Three days later he was able to get back to the neighborhood. His mother's body was found later that day in the ruins of a neighbor's house.

``They found her, my mom, on top of my niece,'' he said.

Frank Likovic, a brother-in-law, identified Krivacic's mother. Likovic had been with her before the fire and recognized the apron she had been wearing.

Krivacic thinks his mother went next door because it was a bigger house and she thought it might be safer.

``But even if she'd stayed home, it would have been the same,'' he said.

The Cuyahoga County morgue was besieged by people desperate to know if their relatives or loved ones were among the dead. Identification took a long time, for many because bodies were charred beyond recognition.

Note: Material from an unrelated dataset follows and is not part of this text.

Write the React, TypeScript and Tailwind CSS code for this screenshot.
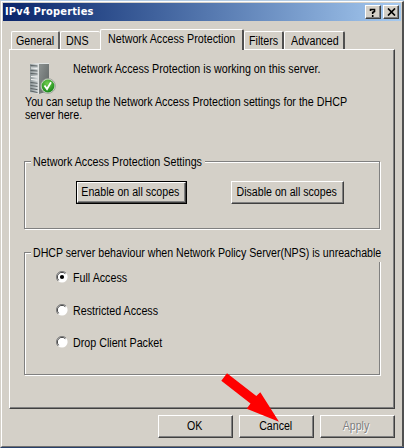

People cried over tin boxes that held charred remains of their life's savings. After the Depression, many people kept their money in tin cans. These were incinerated.

Despondent survivors were told the federal government would only refund bills that were at least 3/5 intact. Anything less than that was subject to a determination by the Treasury Department.

Louis Turi, 81, of Wickliffe, was a member of what is now called the Ohio Military Reserve, which backstops the Ohio National Guard during emergencies. Now a lawyer, he was a 21-year-old college student working at nearby Graphite Bronze Co. when he was called to help with the explosion's aftermath.

Two sights haunt him still.

``On a fence there were the remains of a human body, a chain-link fence. Somebody tried climbing it (to escape the fire),'' he said. The other was a 1935 or '36 Plymouth that the initial explosion pitched into a lamp pole, slightly folding the heavy vehicle around the pole.

``The whole thing looked like a war zone.''

Neil Durbin, a spokesman for Dominion East Ohio, said the gas company's most significant safety measure after the tragedy was when they ``shifted from liquefied natural gas to a system of underground natural-gas storage.''

East Ohio Gas paid more than $3 million in damage settlements to the neighborhood and $500,000 more to families of the dead gas company employees. Houses were replaced, new families moved in and the life of the neighborhood continued.